「名作文学と遊ぶ本」3選 FIKAのブックトーク#37
こんにちは、FIKAです。
毎回1つのテーマで数冊の本を紹介しています。
今回のテーマは「名作文学と遊ぶ本」。
「名作文学」って堅苦しいとか難しいとか苦手意識がありませんか?
敬遠されがちな名作文学に遊び心あふれるアプローチをする本を3冊紹介します。
「名作うしろ読み」 斎藤美奈子
〈遊び方〉名作の「お尻」を読む
「吾輩は猫である。名前はまだ無い。」
「国境の長いトンネルを抜けると雪国であった。」
など冒頭の文章がよく知られている名作はたくさんあります。
では、最後の一文は?
有名な作品でも結末の文章は意外と知られていません。この本は名作の「お尻」、結末の文章を紹介するブックガイドです。
え?結末がわかったらネタバレでつまんなくない?
いえいえ!名作は「お尻」を知っても面白いんです!読んだことのない作品なら「どんな話なんだろう?」と気になるし、読んだことがある作品でも「あれ?そんな終わり方なんだ?!」と驚きます。
以下は何の「お尻」か分かりますか?読んだことがある作品があると思いますよ。
だから清の墓は小日向の養源寺にある。
勇者はひどく赤面した。
これは私が生まれて初めて書いたラブレターです。ちゃんと書き方を知ってるなんて妙ですわね?
老人はライオンの夢を見ていた。
おれはそれぎり永久に、中有の闇に沈んでしまった…
下痢はとうとうその日も止まらず、汽車に乗ってからもまだ続いていた。
「名作をいじる」 阿部公彦
〈遊び方〉名作に「落書き」をする。
つい畏まって読みがちな名作文学。文章が分かりにくくても、登場人物の行動や心理が理解不能でも「私の読解力が足りないせいだ」と思っていませんか?
この本はそんな自虐を思い切り吹き飛ばしてくれます。
「読んで感じたことを本に直接書き込んじゃおう!」と名作の冒頭にツッコミを落書きしまくるのです。
これは夏目漱石の「明暗」の冒頭の1ページに書かれた「落書き」です。漱石最後の作品で未完の大作とくれば身構えがちですが、こんな落書きを見るとちょっと読んでみたくなりませんか?
もちろん落書きだけではなく、作品を深く味うための解説もしっかりあります。
他の文豪たちの作品への愛あるツッコミの中で私が一番笑ったのは堀辰雄の「風立ちぬ」。どうしてこの人の文章はとらえどころがなく読みにくいんだろうと長年思っていたのですが、その謎が解けました!

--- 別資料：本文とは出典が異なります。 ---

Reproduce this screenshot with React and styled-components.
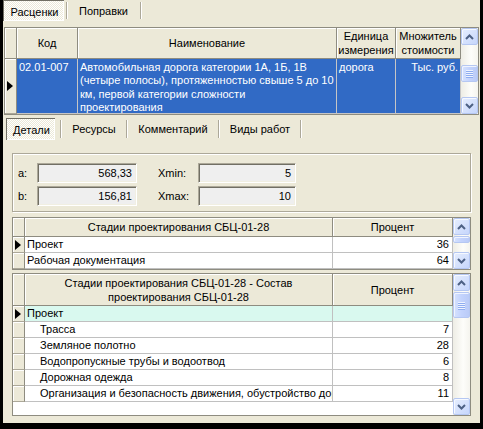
import React from 'react';
import styled, { createGlobalStyle, css } from 'styled-components';

const Global = createGlobalStyle`
  html, body { margin: 0; padding: 0; background: #000; }
  body { font-family: "Liberation Sans", Arial, sans-serif; font-size: 11px; color: #000; }
  * { box-sizing: border-box; }
`;

const Window = styled.div`
  margin-left: 3px;
  width: 477px;
  height: 423px;
  background: #ece9d8;
  display: flex;
  flex-direction: column;
  overflow: hidden;
`;

const TabBar = styled.div`
  display: flex;
  align-items: stretch;
  height: ${p => p.$h}px;
  margin-top: ${p => p.$mt || 0}px;
  padding-left: ${p => p.$pl || 0}px;
  flex-shrink: 0;
`;

const checker = css`
  background-color: #fff;
  background-image: conic-gradient(#ece9d8 25%, #fff 0 50%, #ece9d8 0 75%, #fff 0);
  background-size: 2px 2px;
`;

const Tab = styled.div`
  width: ${p => p.$w}px;
  display: flex;
  align-items: center;
  justify-content: center;
  white-space: nowrap;
  ${p => p.$pressed && css`
    ${checker}
    box-shadow: inset 1px 1px 0 #716f64, inset -1px -1px 0 #fff;
    padding-top: 2px;
    padding-left: 2px;
  `}
`;

const Sep = styled.div`
  width: 2px;
  margin: 2px 0 2px ${p => p.$ml || 0}px;
  box-shadow: inset 1px 0 0 #aca899, inset -1px 0 0 #fff;
`;

const Frame = styled.div`
  display: flex;
  margin-top: ${p => p.$mt}px;
  margin-left: ${p => p.$ml}px;
  width: ${p => p.$w}px;
  height: ${p => p.$h}px;
  border: 1px solid #8e8c80;
  background: #fff;
  flex-shrink: 0;
`;

const Table = styled.div`
  flex: 1;
  display: grid;
  grid-template-columns: ${p => p.$cols};
  grid-template-rows: ${p => p.$rows};
  align-content: start;
  background: #fff;
  overflow: hidden;
`;

const HeadCell = styled.div`
  background: #ece9d8;
  box-shadow: inset 1px 1px 0 #fff;
  border-right: 1px solid #8e8c80;
  border-bottom: 1px solid #8e8c80;
  display: flex;
  align-items: center;
  justify-content: center;
  text-align: center;
  line-height: 14px;
  white-space: nowrap;
  overflow: hidden;
`;

const IndCell = styled.div`
  background: #ece9d8;
  box-shadow: inset 1px 1px 0 #fff;
  border-right: 1px solid #8e8c80;
  border-bottom: 1px solid #aca899;
  display: flex;
  align-items: center;
  justify-content: center;
  padding-right: 1px;
`;

const Arrow = styled.span`
  width: 0;
  height: 0;
  border-top: 5px solid transparent;
  border-bottom: 5px solid transparent;
  border-left: 6px solid #000;
`;

const Cell = styled.div`
  background: ${p => p.$bg || '#fff'};
  color: ${p => p.$color || '#000'};
  border-right: 1px solid ${p => p.$line || '#c0c0c0'};
  border-bottom: 1px solid ${p => p.$line || '#c0c0c0'};
  text-align: ${p => p.$align || 'left'};
  padding: ${p => p.$wrap ? '2px 2px 0 2px' : `0 3px 0 ${p.$pl ?? 2}px`};
  line-height: ${p => p.$wrap ? '13.4px' : '15px'};
  white-space: ${p => p.$wrap ? 'normal' : 'nowrap'};
  overflow: hidden;
`;

const Scroll = styled.div`
  width: 17px;
  display: flex;
  flex-direction: column;
  flex-shrink: 0;
  background: linear-gradient(to right, #eeede5, #fdfdfa 60%, #f5f4ee);
`;

const SBtn = styled.div`
  height: 17px;
  flex-shrink: 0;
  border: 1px solid #b5c7f2;
  border-radius: 2px;
  background: linear-gradient(135deg, #e6eefe, #c6d6fc);
  box-shadow: inset 1px 1px 0 #f6f9ff;
  display: flex;
  align-items: center;
  justify-content: center;
`;

const Track = styled.div`
  flex: 1;
  padding-top: ${p => p.$top}px;
  display: flex;
  flex-direction: column;
`;

const Thumb = styled.div`
  height: ${p => p.$h}px;
  border: 1px solid #b5c7f2;
  border-radius: 2px;
  background: linear-gradient(to right, #d6e2fd, #c3d3fd 50%, #bacbf7);
  box-shadow: inset 1px 1px 0 #f0f4ff;
  display: flex;
  flex-direction: column;
  align-items: center;
  justify-content: center;
  gap: 1px;
`;

const Grip = styled.div`
  width: 7px;
  height: 1px;
  background: #eef3ff;
  box-shadow: 0 1px 0 #8fadf0;
`;

const Chevron = ({ up }) => (
  <svg width="9" height="6" viewBox="0 0 9 6">
    <polyline
      points={up ? '1,5 4.5,1.5 8,5' : '1,1 4.5,4.5 8,1'}
      fill="none"
      stroke="#4d6185"
      strokeWidth="2"
    />
  </svg>
);

const ScrollBar = ({ top, h, grips }) => (
  <Scroll>
    <SBtn><Chevron up /></SBtn>
    <Track $top={top}>
      <Thumb $h={h}>
        {grips && [0, 1, 2, 3].map(i => <Grip key={i} />)}
      </Thumb>
    </Track>
    <SBtn><Chevron /></SBtn>
  </Scroll>
);

const Panel = styled.div`
  margin: 13px 0 0 9px;
  width: 459px;
  height: 59px;
  border: 1px solid #aca899;
  box-shadow: inset 1px 1px 0 #fff, 1px 1px 0 #fff;
  padding: 9px 0 0 5px;
  display: grid;
  grid-template-columns: 19px 100px 21px 40px 98px;
  grid-template-rows: 20px 20px;
  row-gap: 3px;
  align-items: center;
  flex-shrink: 0;
`;

const Label = styled.span`
  line-height: 20px;
`;

const Edit = styled.div`
  grid-column: ${p => p.$col};
  height: 20px;
  background: #efefef;
  border-top: 1px solid #aca899;
  border-left: 1px solid #aca899;
  border-right: 1px solid #fff;
  border-bottom: 1px solid #fff;
  box-shadow: inset 1px 1px 0 #716f64, inset -1px -1px 0 #f1efe2;
  text-align: right;
  padding-right: 4px;
  line-height: 18px;
`;

const rows3 = [
  ['Трасса', '7'],
  ['Земляное полотно', '28'],
  ['Водопропускные трубы и водоотвод', '6'],
  ['Дорожная одежда', '8'],
  ['Организация и безопасность движения, обустройство дорог', '11'],
];

export default function App() {
  const blue = '#316ac5';
  const bl = '#c6c6c6';
  return (
    <>
      <Global />
      <Window>
        <TabBar $h={21}>
          <Tab $w={61} $pressed>Расценки</Tab>
          <Sep $ml={2} />
          <Tab $w={71}>Поправки</Tab>
          <Sep $ml={1} />
        </TabBar>

        <Frame $mt={6} $ml={1} $w={475} $h={88}>
          <Table $cols="12px 61px 259px 59px 65px" $rows="31px 55px">
            <HeadCell />
            <HeadCell>Код</HeadCell>
            <HeadCell>Наименование</HeadCell>
            <HeadCell>Единица<br />измерения</HeadCell>
            <HeadCell>Множитель<br />стоимости</HeadCell>
            <IndCell><Arrow /></IndCell>
            <Cell $bg={blue} $color="#fff" $line={bl} $wrap>02.01-007</Cell>
            <Cell $bg={blue} $color="#fff" $line={bl} $wrap>
              Автомобильная дорога категории 1А, 1Б, 1В (четыре полосы), протяженностью свыше 5 до 10 км, первой категории сложности<br />проектирования
            </Cell>
            <Cell $bg={blue} $color="#fff" $line={bl} $wrap>дорога</Cell>
            <Cell $bg={blue} $color="#fff" $line={bl} $wrap $align="right">Тыс. руб.</Cell>
          </Table>
          <ScrollBar top={20} h={17} grips />
        </Frame>

        <TabBar $h={22} $mt={3} $pl={3}>
          <Tab $w={49} $pressed>Детали</Tab>
          <Sep $ml={5} />
          <Tab $w={64}>Ресурсы</Tab>
          <Sep />
          <Tab $w={90}>Комментарий</Tab>
          <Sep />
          <Tab $w={80}>Виды работ</Tab>
          <Sep />
        </TabBar>

        <Panel>
          <Label>a:</Label>
          <Edit $col="2">568,33</Edit>
          <span />
          <Label>Xmin:</Label>
          <Edit $col="5">5</Edit>
          <Label>b:</Label>
          <Edit $col="2">156,81</Edit>
          <span />
          <Label>Xmax:</Label>
          <Edit $col="5">10</Edit>
        </Panel>

        <Frame $mt={5} $ml={9} $w={459} $h={53}>
          <Table $cols="12px 308px 120px" $rows="19px 16px 16px">
            <HeadCell />
            <HeadCell>Стадии проектирования СБЦ-01-28</HeadCell>
            <HeadCell>Процент</HeadCell>
            <IndCell><Arrow /></IndCell>
            <Cell>Проект</Cell>
            <Cell $align="right">36</Cell>
            <IndCell />
            <Cell>Рабочая документация</Cell>
            <Cell $align="right">64</Cell>
          </Table>
          <ScrollBar top={1} h={7} />
        </Frame>

        <Frame $mt={3} $ml={9} $w={459} $h={143}>
          <Table $cols="12px 308px 120px" $rows="32px repeat(6, 16px)">
            <HeadCell />
            <HeadCell>Стадии проектирования СБЦ-01-28 - Состав<br />проектирования СБЦ-01-28</HeadCell>
            <HeadCell>Процент</HeadCell>
            <IndCell><Arrow /></IndCell>
            <Cell $bg="#d9f9ef">Проект</Cell>
            <Cell $bg="#d9f9ef" $align="right"></Cell>
            {rows3.map(([n, v]) => (
              <React.Fragment key={n}>
                <IndCell />
                <Cell $pl={15}>{n}</Cell>
                <Cell $align="right">{v}</Cell>
              </React.Fragment>
            ))}
          </Table>
          <ScrollBar top={1} h={26} grips />
        </Frame>
      </Window>
    </>
  );
}
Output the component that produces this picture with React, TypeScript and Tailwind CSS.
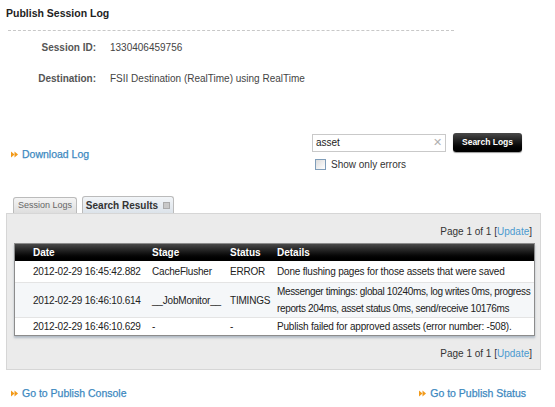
import React from "react";

const Arrow = () => (
  <svg width="7" height="7" viewBox="0 0 7 7" className="shrink-0">
    <polygon points="0,0.5 3.5,3.5 0,6.5" fill="#f29a1a" />
    <polygon points="3.5,0.5 7,3.5 3.5,6.5" fill="#f29a1a" />
  </svg>
);

const LinkArrow = ({ text }: { text: string }) => (
  <div className="flex items-center gap-[4px]">
    <Arrow />
    <span className="text-[#3d89bf] text-[10.5px] [-webkit-text-stroke:0.25px_#3d89bf]">{text}</span>
  </div>
);

const rows = [
  { date: "2012-02-29 16:45:42.882", stage: "CacheFlusher", status: "ERROR", details: ["Done flushing pages for those assets that were saved"], cls: "bg-white h-[21px]" },
  { date: "2012-02-29 16:46:10.614", stage: "__JobMonitor__", status: "TIMINGS", details: ["Messenger timings: global 10240ms, log writes 0ms, progress", "reports 204ms, asset status 0ms, send/receive 10176ms"], cls: "bg-[#f5f7f9] h-[35px]" },
  { date: "2012-02-29 16:46:10.629", stage: "-", status: "-", details: ["Publish failed for approved assets (error number: -508)."], cls: "bg-white h-[18px]" },
];

const PageLine = () => (
  <div className="flex justify-end pr-[8px] text-[10px] text-[#333] leading-[12px]">
    Page 1 of 1 [<span className="text-[#4a9ad0]">Update</span>]
  </div>
);

export default function App() {
  return (
    <div
      className="w-[555px] h-[407px] bg-white text-[#333] overflow-hidden"
      style={{ fontFamily: '"Liberation Sans", Arial, sans-serif' }}
    >
      <div className="pl-[6px] pt-[6px] text-[10.5px] font-bold text-[#222] leading-[14px]">Publish Session Log</div>
      <div className="ml-[8px] mt-[10px] w-[446px] border-t border-dashed border-[#c8c8c8]" />
      <div className="mt-[9px] flex items-center h-[14px] text-[10px]">
        <div className="w-[96px] text-right font-bold text-[#555]">Session ID:</div>
        <div className="ml-[14px] text-[#444]">1330406459756</div>
      </div>
      <div className="mt-[17px] flex items-center h-[14px] text-[10px]">
        <div className="w-[96px] text-right font-bold text-[#555]">Destination:</div>
        <div className="ml-[14px] text-[#444]">FSII Destination (RealTime) using RealTime</div>
      </div>

      <div className="mt-[48px] flex items-start">
        <div className="pl-[11px] pt-[14px]">
          <LinkArrow text="Download Log" />
        </div>
        <div className="ml-auto mr-[33px] flex flex-col">
          <div className="flex items-center">
            <div className="w-[134px] h-[18px] border border-[#c9c9c9] bg-white flex items-center px-[3px] text-[10px] text-[#222]">
              <span className="flex-1">asset</span>
              <span className="text-[#b0b0b0] text-[11px] leading-none">✕</span>
            </div>
            <button className="ml-[7px] w-[69px] h-[19px] rounded-[3px] bg-gradient-to-b from-[#4a4a4a] to-[#000] text-white text-[8.5px] font-bold shadow-[0_1px_1px_rgba(0,0,0,0.4)]">
              Search Logs
            </button>
          </div>
          <div className="mt-[5px] flex items-center pl-[3px] text-[10px] text-[#333]">
            <div className="w-[11px] h-[11px] border border-[#7f9db9] bg-gradient-to-br from-[#dcdcdc] to-white" />
            <span className="ml-[5px]">Show only errors</span>
          </div>
        </div>
      </div>

      <div className="mt-[23px] flex items-end pl-[13px] h-[18px]">
        <div className="h-[16px] w-[64px] border border-b-0 border-[#bbb] rounded-t-[3px] bg-gradient-to-b from-[#f4f4f4] to-[#dedede] flex items-center justify-center text-[9px] text-[#666]">
          Session Logs
        </div>
        <div className="ml-[5px] h-[17px] w-[92px] border border-b-0 border-[#bbb] rounded-t-[3px] bg-gradient-to-b from-[#f2f5f8] to-[#dce3ea] flex items-center justify-center gap-[5px] text-[10px] font-bold text-[#333]">
          Search Results
          <span className="w-[7px] h-[7px] bg-[#c8c8c8] border border-[#aaa] inline-block" />
        </div>
      </div>
      <div className="mx-[6px] w-[535px] h-[157px] bg-[#ebebeb] border border-[#d6d6d6] pt-[12px]">
        <PageLine />
        <div className="mt-[5px] ml-[7px] mr-[5px] border border-[#8c8c8c] bg-white shadow-[0_2px_2px_rgba(120,140,160,0.5)]">
          <div className="flex h-[17px] items-center bg-gradient-to-b from-[#4a4a4a] to-[#000] text-white font-bold text-[10px]">
            <div className="w-[137px] shrink-0 pl-[18px]">Date</div>
            <div className="w-[78px] shrink-0">Stage</div>
            <div className="w-[47px] shrink-0">Status</div>
            <div className="flex-1">Details</div>
          </div>
          {rows.map((r, i) => (
            <div key={i} className={`flex items-center ${r.cls} ${i > 0 ? "border-t border-[#e4e4e4]" : ""} text-[10px] text-[#222] tracking-[-0.2px] whitespace-nowrap`}>
              <div className="w-[137px] shrink-0 pl-[18px]">{r.date}</div>
              <div className="w-[78px] shrink-0">{r.stage}</div>
              <div className="w-[47px] shrink-0">{r.status}</div>
              <div className={`flex-1 min-w-0 leading-[17px] ${r.details.length > 1 ? "tracking-[-0.35px]" : ""}`}>
                {r.details.map((d, j) => (
                  <div key={j}>{d}</div>
                ))}
              </div>
            </div>
          ))}
        </div>
        <div className="mt-[12px]">
          <PageLine />
        </div>
      </div>

      <div className="mt-[16px] flex items-center px-[11px]">
        <LinkArrow text="Go to Publish Console" />
        <div className="ml-auto mr-[18px]">
          <LinkArrow text="Go to Publish Status" />
        </div>
      </div>
    </div>
  );
}
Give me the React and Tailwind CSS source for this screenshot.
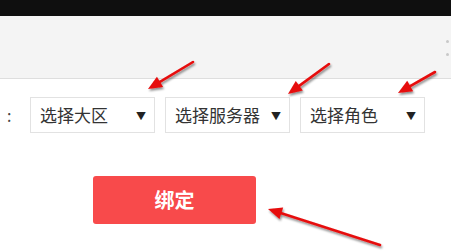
const selects = ['选择大区', '选择服务器', '选择角色']

const arrows = [
  { from: [193, 62], to: [148, 89] },
  { from: [329, 64], to: [288, 94] },
  { from: [435, 72], to: [398, 93] },
  { from: [380, 245], to: [268, 209] },
]

function head(from, to) {
  const dx = to[0] - from[0]
  const dy = to[1] - from[1]
  const len = Math.hypot(dx, dy)
  const ux = dx / len
  const uy = dy / len
  const bx = to[0] - ux * 14
  const by = to[1] - uy * 14
  const w = 6
  return `${to[0]},${to[1]} ${bx - uy * w},${by + ux * w} ${bx + uy * w},${by - ux * w}`
}

function Arrows() {
  return (
    <svg className="pointer-events-none absolute left-0 top-0" width="451" height="252">
      <defs>
        <filter id="sh" x="-20%" y="-20%" width="140%" height="140%">
          <feDropShadow dx="1" dy="2" stdDeviation="1.2" floodColor="#000" floodOpacity="0.45" />
        </filter>
      </defs>
      {arrows.map((a, i) => {
        const dx = a.to[0] - a.from[0]
        const dy = a.to[1] - a.from[1]
        const len = Math.hypot(dx, dy)
        const ex = a.to[0] - (dx / len) * 10
        const ey = a.to[1] - (dy / len) * 10
        return (
          <g key={i} filter="url(#sh)">
            <line x1={a.from[0]} y1={a.from[1]} x2={ex} y2={ey} stroke="#e60c0c" strokeWidth="2.6" strokeLinecap="round" />
            <polygon points={head(a.from, a.to)} fill="#e60c0c" />
          </g>
        )
      })}
    </svg>
  )
}

export default function App() {
  return (
    <div className="relative h-[252px] w-[451px] overflow-hidden bg-white font-['Noto_Sans_CJK_SC','Microsoft_YaHei',sans-serif]">
      <div className="h-4 bg-[#0f0f0f]" />
      <div className="flex h-[63px] justify-end border-b border-[#dedede] bg-[#f4f4f4] pt-6">
        <div className="mr-[2px] flex flex-col gap-[10px]">
          <span className="h-[3px] w-[3px] rounded-full bg-[#c8c8c8]" />
          <span className="h-[3px] w-[3px] rounded-full bg-[#c8c8c8]" />
        </div>
      </div>
      <div className="mt-[18px] flex items-center">
        <span className="w-[30px] pl-[7px] text-[16px] text-[#444]">:</span>
        <div className="flex gap-[10px]">
          {selects.map((s) => (
            <div
              key={s}
              className="flex h-[36px] w-[125px] items-center justify-between border border-[#e2e2e2] bg-white pl-[9px] pr-[8px] text-[17px] text-[#333]"
            >
              <span>{s}</span>
              <span className="text-[10px] text-[#222]">▼</span>
            </div>
          ))}
        </div>
      </div>
      <div className="mt-[43px] pl-[93px]">
        <button className="flex h-[48px] w-[163px] items-center justify-center rounded-[3px] bg-[#f84a4b] text-[20px] font-bold text-white">
          绑定
        </button>
      </div>
      <Arrows />
    </div>
  )
}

「それ」とか「その」とか定冠詞多すぎるからだったのか…!
「「罪と罰」を読まない」 岸本佐知子 三浦しをん 吉田篤弘 吉田浩美
〈遊び方〉名作を読まずに勝手に推理する
4人の著者の誰もドストエフスキーの「罪と罰」を読んでいません。
え?4人とも文筆家でひとかどの読書家のはず。それなのにあの名作を読んでいない?しかも読まないまま内容を推理しようとしている?
こうして前代未聞の「未読座談会」が始まります。
まずは冒頭と結末の1ページずつを手掛かりにそれぞれが思いつくことを気ままにしゃべるのですが、さすがは文筆家たち。わずかなヒントを元に、あらすじや設定や舞台背景について次から次へと想像を膨らませていきます。
その後も少しずつヒントが明かされそのたびに、正解も妄想もどんどん出てきます。4人が作る「罪と罰」は果てしなく盛り上がり、最後に「罪と罰」を読んで答え合わせをして幕となります。
読んだことのない本でこれだけ想像をめぐらせて語って盛り上がれるってすごいなあ…
ちなみに私は数十年前に「罪と罰」を読みました。すごく感動した記憶があるのに内容はほとんど忘れていました。なので新鮮な気持ちで4人と驚きを共有することができました。
ラスコーリニコフ、二人も殺してたんですね…
以上、3冊の本を紹介しました。
名作をもっと自由に楽しんでみませんか?
読んでくださってありがとうございました。